Il y a une critique sociale de notre société qui sommeille dans ce roman, en sourdine l'agriculture et ces lobbys ou
Gisèle Bienne la dénonce dans son magnifique livre
La malchimie,
Michel Houellebecq dans
Sérotonine aussi, la vie artificielle urbaine s'étouffe dans le vénale, l'argent prédomine au profit de l'humain que notre personnage principal prend conscience dans la communauté rurale qu'il côtoie timidement au début, maladroitement au supermarché du village, dans le café ensuite où la langue se dilue sous les tournées successives, chacun raconte l'histoire du village, celle de l'Ardèche, son côté historique de résistance, un passage amusant et ludique, surement caricaturale mais qui définit bien une région en rébellion, hors du temps du libérale, une vie fraternelle où l'humain est au coeur, cette joie naturelle de rencontrer l'autre ! Cette résistance contre le gaz de schiste embarque Juan dans une histoire Ardéchoise, semblable à l'histoire de cette région, la lutte contre l'exploitation de cette terre sauvage et hostile à toute intrusion étrangère.
Tom Charbit à travers ses personnages narrent un Paris, qui se meurt dans une bourgeoisie aisée qui eux seul peuvent y loger, les classes populaires la désertent en s'éloignant du coeur de la ville, pour sa banlieue de plus en plus éloignée, la diversité des quartiers s'estompent pour une vitrine galvaudée, d'ailleurs Juan parle d'une ville de cinglés, sans oublier cette notion de fête qui prime par l'argent investit que par le plaisir d'être ensemble, au contraire des habitants du village où réside notre D.J en convalescence, notre auteur brosse un portrait amère de notre société et se laisse envahir par la vie rurale, de l'Ardèche, son paysage aride, vestige de hautes montagnes érodées par le temps, ces anciens volcans, les cigales, le mistral, et cette douceur de vivre, de ce « paysage tranquille et apaisé préservé des horreurs et de la violence du monde »

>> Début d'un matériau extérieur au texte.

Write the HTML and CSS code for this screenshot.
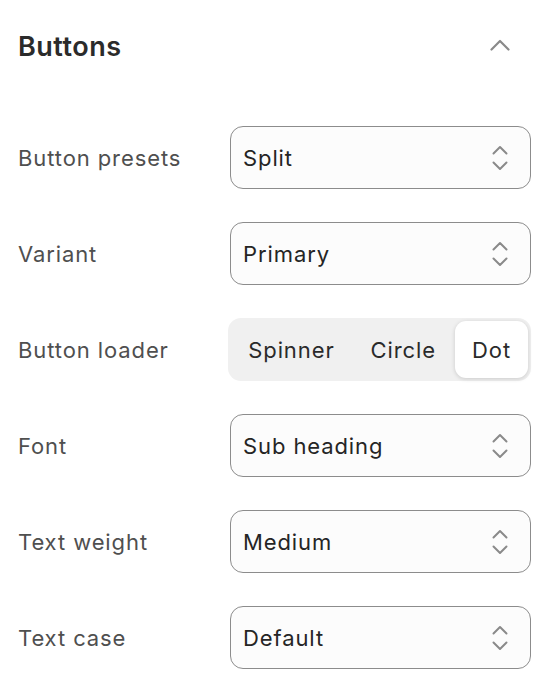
FILE: index.html
```html
<!DOCTYPE html>
<html lang="en">
<head>
    <meta charset="UTF-8">
    <meta name="viewport" content="width=device-width, initial-scale=1.0">
    <title>Buttons</title>
    <link rel="stylesheet" href="styles.css">
</head>
<body>
    <section class="panel">
        <div class="panel-head">
            <h2>Buttons</h2>
            <svg class="collapse" width="20" height="12" viewBox="0 0 20 12"><path d="M1.5 10.5 L10 2 L18.5 10.5" fill="none" stroke="#8a8a8a" stroke-width="2.2" stroke-linecap="round" stroke-linejoin="round"/></svg>
        </div>

        <div class="rows">
            <div class="row">
                <label>Button presets</label>
                <div class="select"><span>Split</span>
                    <svg class="updown" width="16" height="26" viewBox="0 0 16 26"><path d="M1.5 8.5 L8 2 L14.5 8.5 M1.5 17.5 L8 24 L14.5 17.5" fill="none" stroke="#8a8a8a" stroke-width="2" stroke-linecap="round" stroke-linejoin="round"/></svg>
                </div>
            </div>
            <div class="row">
                <label>Variant</label>
                <div class="select"><span>Primary</span>
                    <svg class="updown" width="16" height="26" viewBox="0 0 16 26"><path d="M1.5 8.5 L8 2 L14.5 8.5 M1.5 17.5 L8 24 L14.5 17.5" fill="none" stroke="#8a8a8a" stroke-width="2" stroke-linecap="round" stroke-linejoin="round"/></svg>
                </div>
            </div>
            <div class="row">
                <label>Button loader</label>
                <div class="segmented">
                    <span class="seg">Spinner</span>
                    <span class="seg">Circle</span>
                    <span class="seg active">Dot</span>
                </div>
            </div>
            <div class="row">
                <label>Font</label>
                <div class="select"><span>Sub heading</span>
                    <svg class="updown" width="16" height="26" viewBox="0 0 16 26"><path d="M1.5 8.5 L8 2 L14.5 8.5 M1.5 17.5 L8 24 L14.5 17.5" fill="none" stroke="#8a8a8a" stroke-width="2" stroke-linecap="round" stroke-linejoin="round"/></svg>
                </div>
            </div>
            <div class="row">
                <label>Text weight</label>
                <div class="select"><span>Medium</span>
                    <svg class="updown" width="16" height="26" viewBox="0 0 16 26"><path d="M1.5 8.5 L8 2 L14.5 8.5 M1.5 17.5 L8 24 L14.5 17.5" fill="none" stroke="#8a8a8a" stroke-width="2" stroke-linecap="round" stroke-linejoin="round"/></svg>
                </div>
            </div>
            <div class="row">
                <label>Text case</label>
                <div class="select"><span>Default</span>
                    <svg class="updown" width="16" height="26" viewBox="0 0 16 26"><path d="M1.5 8.5 L8 2 L14.5 8.5 M1.5 17.5 L8 24 L14.5 17.5" fill="none" stroke="#8a8a8a" stroke-width="2" stroke-linecap="round" stroke-linejoin="round"/></svg>
                </div>
            </div>
        </div>
    </section>
</body>
</html>
```

FILE: styles.css
```css
body { margin: 0; background: #fff; font-family: Inter, "Noto Sans", sans-serif; color: #222; }
.panel { padding: 26px 27px 0 18px; }
.panel-head { display: flex; align-items: center; justify-content: space-between; height: 40px; }
.panel-head h2 { margin: 0; font-size: 27px; font-weight: 600; color: #2b2b2b; letter-spacing: 0.5px; }
.collapse { margin-right: 21px; margin-top: -2px; }
.rows { display: flex; flex-direction: column; gap: 33px; margin-top: 60px; }
.row { display: flex; align-items: center; height: 63px; }
.row label { width: 212px; font-size: 22px; letter-spacing: 0.9px; color: #4f4f4f; }
.select { flex: 1; height: 63px; box-sizing: border-box; border: 1px solid #8c8c8c; border-radius: 13px; background: #fcfcfc; display: flex; align-items: center; justify-content: space-between; padding: 0 22px 0 12px; font-size: 22px; letter-spacing: 0.9px; color: #252525; }
.updown { display: block; }
.segmented { display: flex; align-items: stretch; height: 63px; box-sizing: border-box; padding: 3px; background: #f0f0f0; border-radius: 13px; gap: 2px; }
.seg { display: flex; align-items: center; padding: 0 17px; font-size: 22px; letter-spacing: 0.9px; color: #2a2a2a; border-radius: 11px; }
.seg.active { background: #fff; box-shadow: 0 1px 4px rgba(0, 0, 0, 0.16); }
```
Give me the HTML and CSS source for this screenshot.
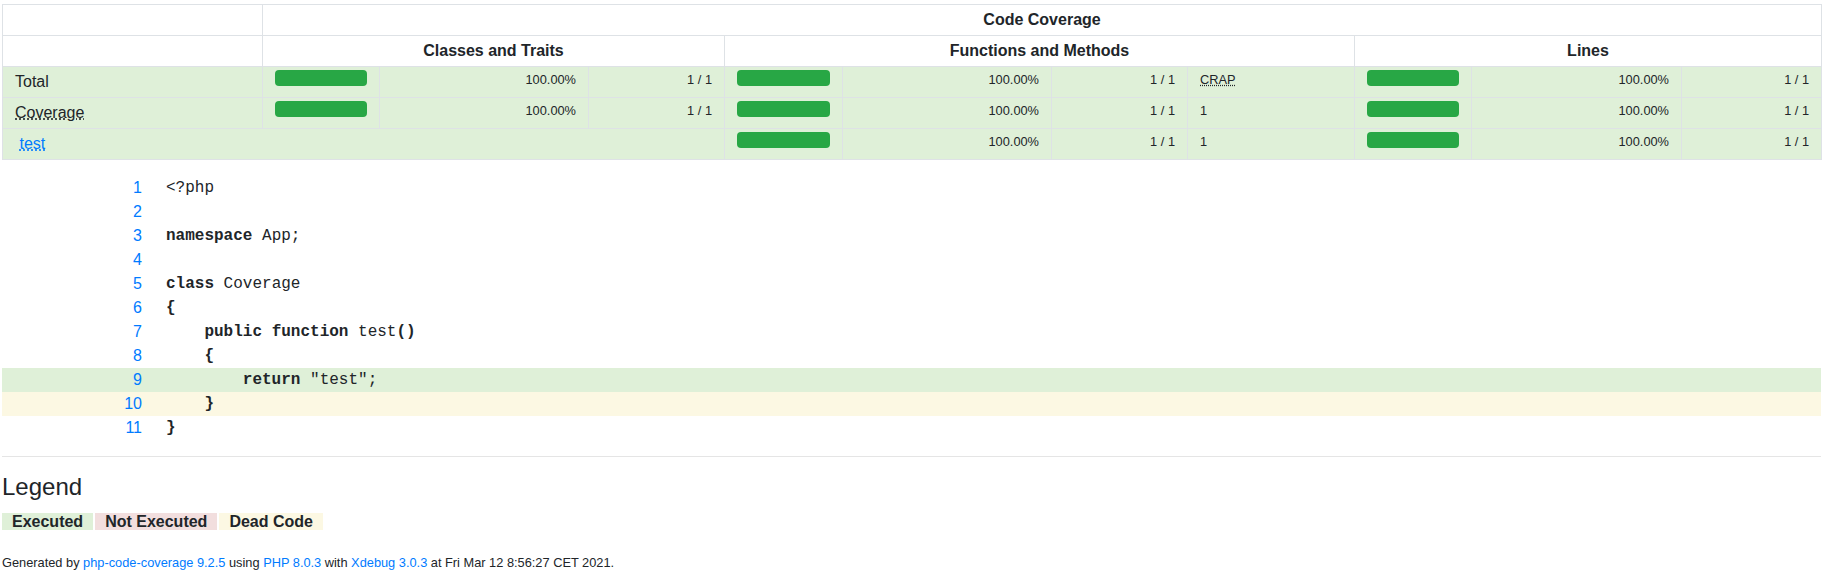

Ce roman est un comme un torrent qui coule dans ce paysage Ardéchois, Juan va au fil des eaux subir les courants contraires, les chutes et les calmes plats d'une eau verte et limpide, nous nous laissons emportés par les flots qui souvent ont beaucoup de remous, je vous laisse découvrir l'histoire de cet homme et des ces amours contrariés.